Awesome. Easy as Ruby.

But wait. What’s this? I see a lot of text moving down my screen. God. My computer is starting to heat up. Now I’m seeing errors all over the place. “You need a FORTRAN compiler. Found gfortran. Installation failed.”

Wha?! I mean, I expected C dependencies, sure. I would hate to do math without them. But FORTRAN? Is FORTRAN something we’re still installing in 2010?

I’m hoping to get this all sorted out soon and start doing some heavy stats with the new language. I’m excited to be joining a group of people who are focused on data and experiments, and not only HTTP requests, MVC, APIs, jQuery and event processing. That’s not a jab at the Rubyists I know. I’m just excited to put a full language (and not just a web framework) to good use.

What to like about Ruby

Now, I want to be clear: I like Ruby better than Python. Its “developer UX” make more sense to me than Python’s, and the language itself seems more expressive. I love that objects know how to map or filter themselves, which leads to elegant chaining. I love that blocks unify Ruby’s closures, anonymous functions, and iteration. That Ruby has such versatile syntax that it can masquerade as C or Perl or Scheme (more on that some other time). That when I code in Ruby, it does everything the way I would expect to–without reading documentation.
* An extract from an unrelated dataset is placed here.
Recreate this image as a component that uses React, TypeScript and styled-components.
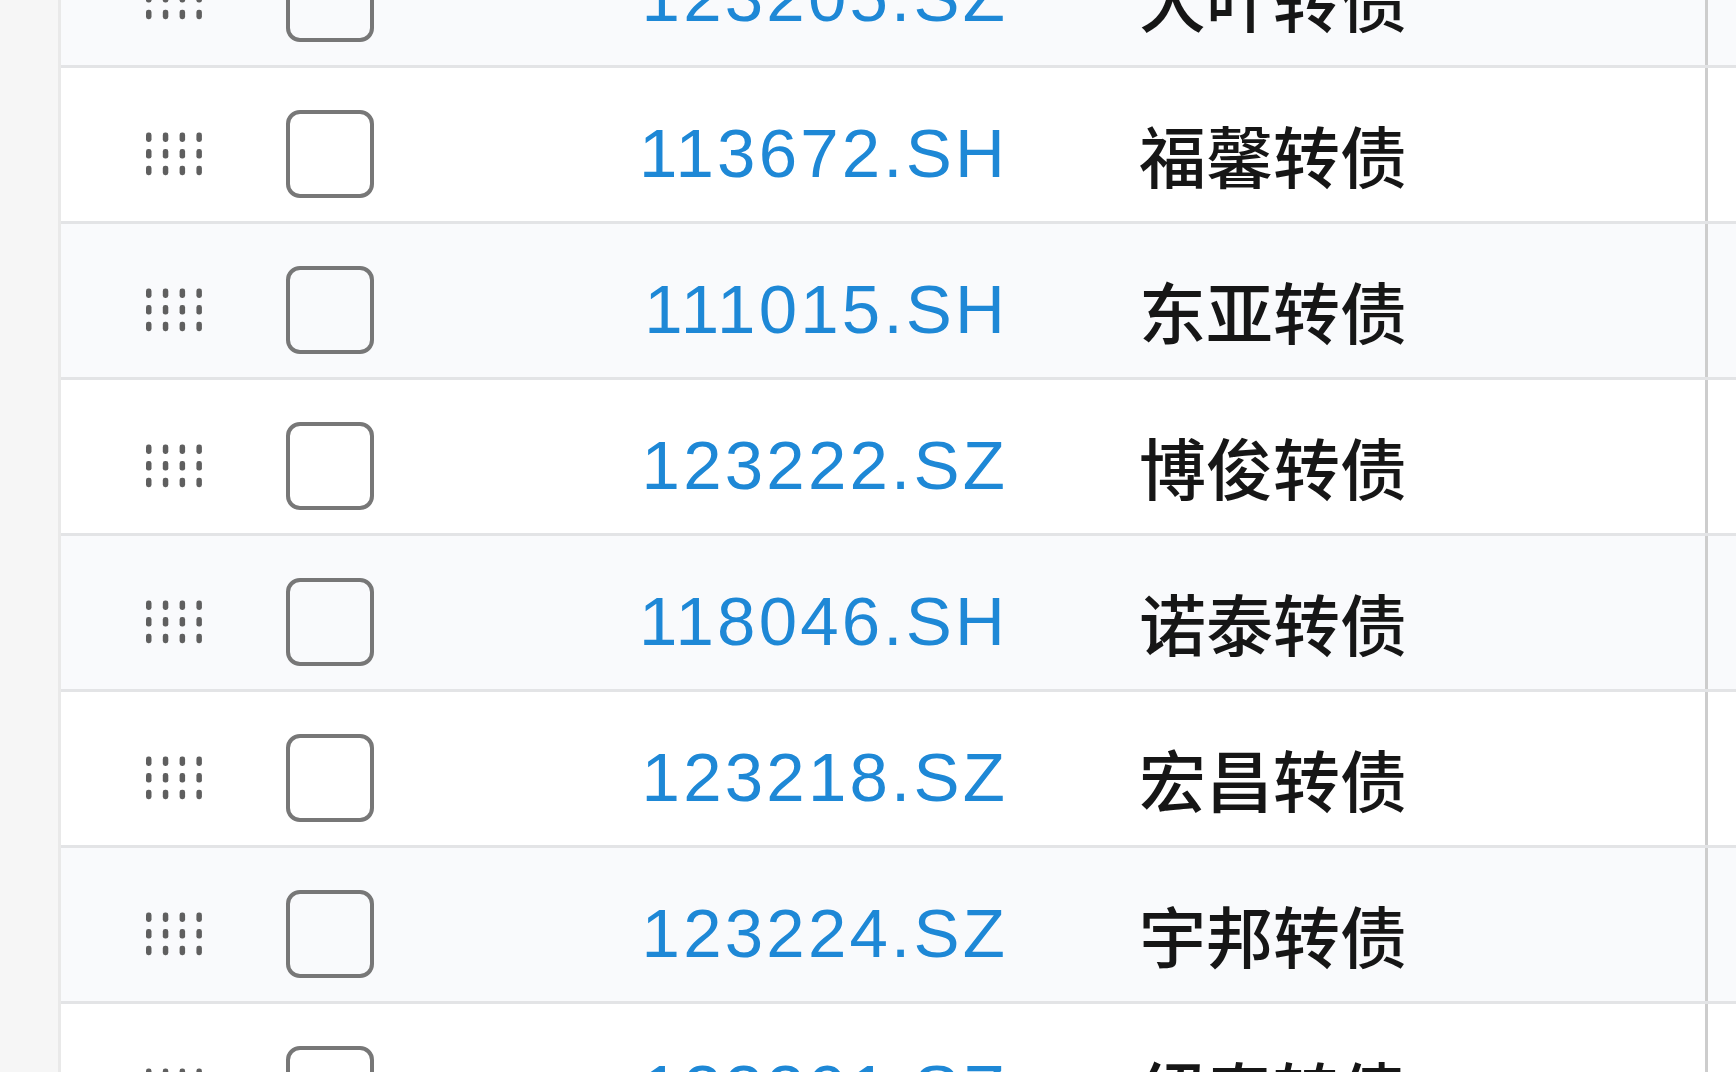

But Python and Ruby aren’t so different, and I want a strong data community to work with. I don’t want to duplicate effort to bring solid libraries to Ruby, and Python seems like the way to go. I might even use this new language to dabble in machine learning using PyBrain and the Natural Language Toolkit, which both, well, rock my socks off. The potential for number crunching in Python seems endless.

Anyway, statistics knowledge is in demand and probably will be in the future, so I’m happy to become competent with these tools. Maybe someday, that will be viable on the Ruby platform–and I look forward to that day. For now, Python is going into my toolbelt. And I welcome the challenge that implies.